╔══

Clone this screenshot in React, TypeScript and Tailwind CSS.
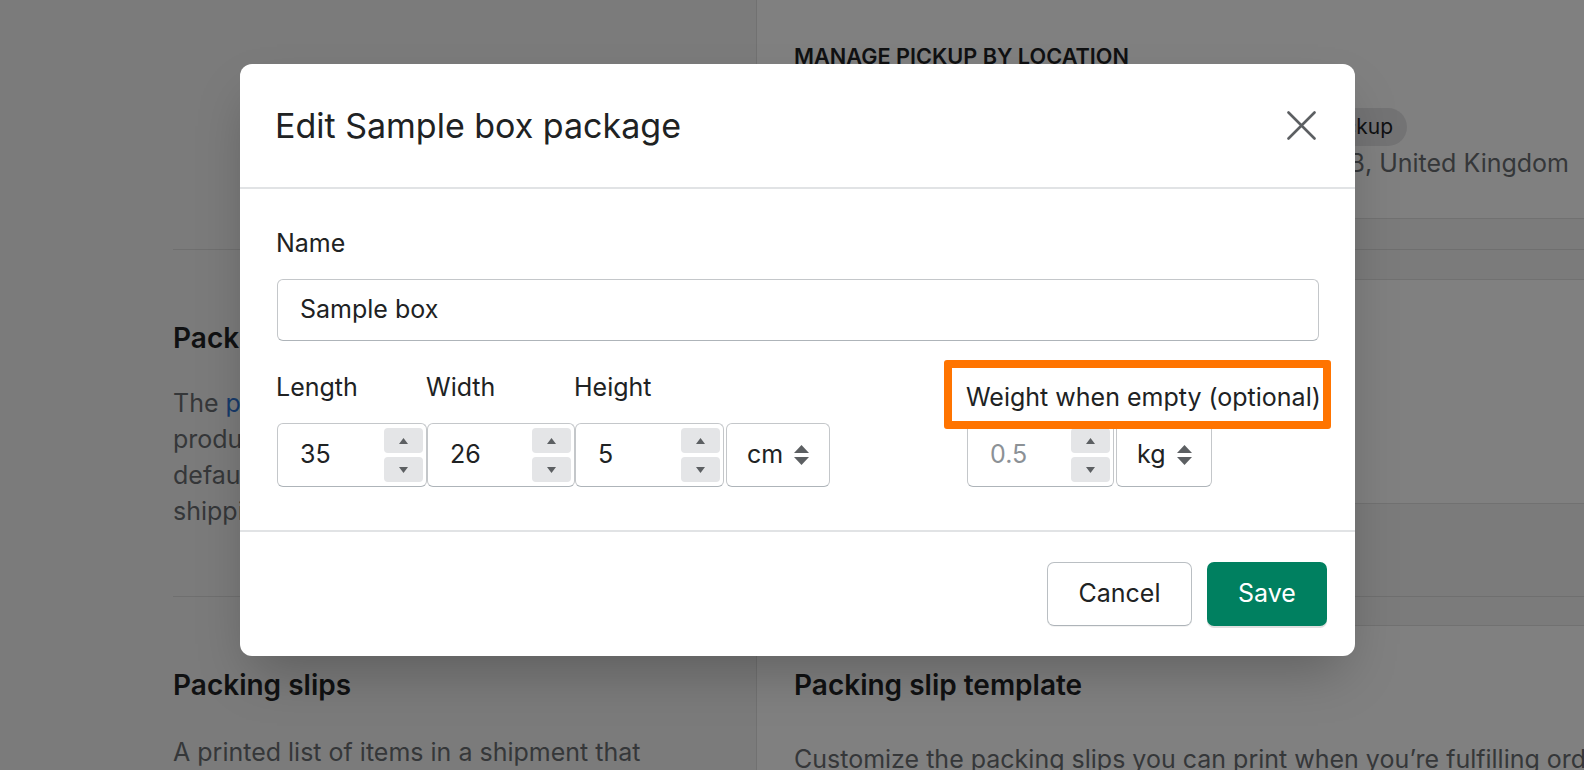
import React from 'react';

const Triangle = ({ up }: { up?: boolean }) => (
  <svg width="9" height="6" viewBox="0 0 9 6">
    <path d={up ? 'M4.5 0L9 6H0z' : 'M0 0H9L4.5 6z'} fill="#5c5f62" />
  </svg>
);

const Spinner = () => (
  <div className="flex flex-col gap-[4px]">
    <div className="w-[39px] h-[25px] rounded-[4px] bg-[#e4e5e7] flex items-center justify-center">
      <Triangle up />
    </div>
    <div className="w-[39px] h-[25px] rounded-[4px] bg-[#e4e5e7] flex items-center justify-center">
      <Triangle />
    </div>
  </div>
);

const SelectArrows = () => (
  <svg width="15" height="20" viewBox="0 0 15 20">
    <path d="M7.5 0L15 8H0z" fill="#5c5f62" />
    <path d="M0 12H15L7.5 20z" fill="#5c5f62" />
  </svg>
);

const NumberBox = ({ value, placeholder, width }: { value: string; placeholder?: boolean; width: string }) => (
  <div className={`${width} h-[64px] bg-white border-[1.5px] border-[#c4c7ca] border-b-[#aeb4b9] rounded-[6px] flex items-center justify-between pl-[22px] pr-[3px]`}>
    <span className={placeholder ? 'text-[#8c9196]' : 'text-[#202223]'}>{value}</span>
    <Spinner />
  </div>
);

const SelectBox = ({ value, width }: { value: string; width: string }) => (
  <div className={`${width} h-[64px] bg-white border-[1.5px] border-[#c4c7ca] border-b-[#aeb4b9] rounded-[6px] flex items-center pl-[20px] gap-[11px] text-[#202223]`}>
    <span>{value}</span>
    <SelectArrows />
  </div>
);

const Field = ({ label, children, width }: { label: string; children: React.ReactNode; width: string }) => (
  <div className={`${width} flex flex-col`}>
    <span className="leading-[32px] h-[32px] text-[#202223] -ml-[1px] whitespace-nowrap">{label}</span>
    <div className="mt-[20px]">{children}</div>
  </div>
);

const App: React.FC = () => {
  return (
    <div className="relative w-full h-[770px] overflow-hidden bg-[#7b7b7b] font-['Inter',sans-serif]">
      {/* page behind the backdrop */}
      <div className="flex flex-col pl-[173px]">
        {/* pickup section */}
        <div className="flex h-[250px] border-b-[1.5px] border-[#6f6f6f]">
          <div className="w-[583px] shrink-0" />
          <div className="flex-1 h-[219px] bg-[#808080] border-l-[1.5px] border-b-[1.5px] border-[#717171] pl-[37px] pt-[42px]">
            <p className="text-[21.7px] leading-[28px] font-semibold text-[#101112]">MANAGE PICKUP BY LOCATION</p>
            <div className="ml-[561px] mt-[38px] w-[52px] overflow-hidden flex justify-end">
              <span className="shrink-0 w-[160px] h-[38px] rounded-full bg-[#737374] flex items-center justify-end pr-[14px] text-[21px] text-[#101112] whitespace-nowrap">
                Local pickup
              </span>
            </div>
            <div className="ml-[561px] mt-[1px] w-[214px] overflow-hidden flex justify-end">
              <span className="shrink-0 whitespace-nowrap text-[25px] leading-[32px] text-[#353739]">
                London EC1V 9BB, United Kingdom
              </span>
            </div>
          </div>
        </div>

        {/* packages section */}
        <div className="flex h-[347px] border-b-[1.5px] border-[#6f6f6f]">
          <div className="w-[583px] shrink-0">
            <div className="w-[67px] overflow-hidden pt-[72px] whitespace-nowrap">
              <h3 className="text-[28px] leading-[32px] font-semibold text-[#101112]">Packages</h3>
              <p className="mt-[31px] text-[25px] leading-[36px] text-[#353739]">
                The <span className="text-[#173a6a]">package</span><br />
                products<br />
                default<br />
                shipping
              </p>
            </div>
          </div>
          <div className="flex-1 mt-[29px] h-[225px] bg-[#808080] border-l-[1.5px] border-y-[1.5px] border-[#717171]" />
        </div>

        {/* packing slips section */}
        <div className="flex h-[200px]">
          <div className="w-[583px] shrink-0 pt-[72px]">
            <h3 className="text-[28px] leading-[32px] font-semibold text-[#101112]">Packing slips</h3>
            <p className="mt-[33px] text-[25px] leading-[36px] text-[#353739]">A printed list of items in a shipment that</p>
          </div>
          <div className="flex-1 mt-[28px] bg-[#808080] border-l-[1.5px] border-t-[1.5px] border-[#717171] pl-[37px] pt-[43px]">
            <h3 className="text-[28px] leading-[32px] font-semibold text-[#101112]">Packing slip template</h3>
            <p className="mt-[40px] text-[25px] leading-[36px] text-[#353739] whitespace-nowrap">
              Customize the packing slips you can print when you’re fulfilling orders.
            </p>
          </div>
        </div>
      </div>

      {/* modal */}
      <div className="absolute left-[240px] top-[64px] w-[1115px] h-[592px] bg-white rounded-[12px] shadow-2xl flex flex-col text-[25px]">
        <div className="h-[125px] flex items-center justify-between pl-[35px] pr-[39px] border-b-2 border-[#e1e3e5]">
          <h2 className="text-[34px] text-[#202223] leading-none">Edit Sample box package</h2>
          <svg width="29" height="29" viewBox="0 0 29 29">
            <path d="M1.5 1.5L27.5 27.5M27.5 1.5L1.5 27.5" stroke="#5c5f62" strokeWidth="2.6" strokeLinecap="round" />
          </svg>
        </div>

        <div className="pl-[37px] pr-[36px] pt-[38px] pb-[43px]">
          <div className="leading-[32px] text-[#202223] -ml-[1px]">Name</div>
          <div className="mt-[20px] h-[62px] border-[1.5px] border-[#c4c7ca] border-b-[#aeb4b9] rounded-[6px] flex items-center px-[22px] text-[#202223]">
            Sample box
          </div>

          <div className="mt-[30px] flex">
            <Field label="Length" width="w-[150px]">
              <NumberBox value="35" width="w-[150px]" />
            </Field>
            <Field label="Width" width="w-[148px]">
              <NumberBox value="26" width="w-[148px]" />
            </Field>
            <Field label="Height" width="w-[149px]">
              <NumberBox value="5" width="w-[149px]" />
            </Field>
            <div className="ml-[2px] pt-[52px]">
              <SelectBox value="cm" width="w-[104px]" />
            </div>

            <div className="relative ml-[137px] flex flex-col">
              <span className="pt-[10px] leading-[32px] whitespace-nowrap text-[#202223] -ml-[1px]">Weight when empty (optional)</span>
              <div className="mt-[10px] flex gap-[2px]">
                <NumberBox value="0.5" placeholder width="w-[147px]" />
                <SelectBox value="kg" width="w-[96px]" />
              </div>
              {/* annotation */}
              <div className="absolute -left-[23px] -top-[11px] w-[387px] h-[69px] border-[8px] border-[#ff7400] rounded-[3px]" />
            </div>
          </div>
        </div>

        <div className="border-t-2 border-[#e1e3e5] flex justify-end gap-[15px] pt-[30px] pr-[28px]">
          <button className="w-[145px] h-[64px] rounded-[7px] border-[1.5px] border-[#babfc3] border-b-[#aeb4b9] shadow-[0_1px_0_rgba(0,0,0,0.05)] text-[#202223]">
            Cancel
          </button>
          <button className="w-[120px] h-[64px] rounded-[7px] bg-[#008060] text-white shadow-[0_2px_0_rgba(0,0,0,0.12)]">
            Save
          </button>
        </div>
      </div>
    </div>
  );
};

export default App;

╚══

Exercise details ▸
Look through the material and say how many lines hold "React". Give the number only.

Answer to this problem ▸
4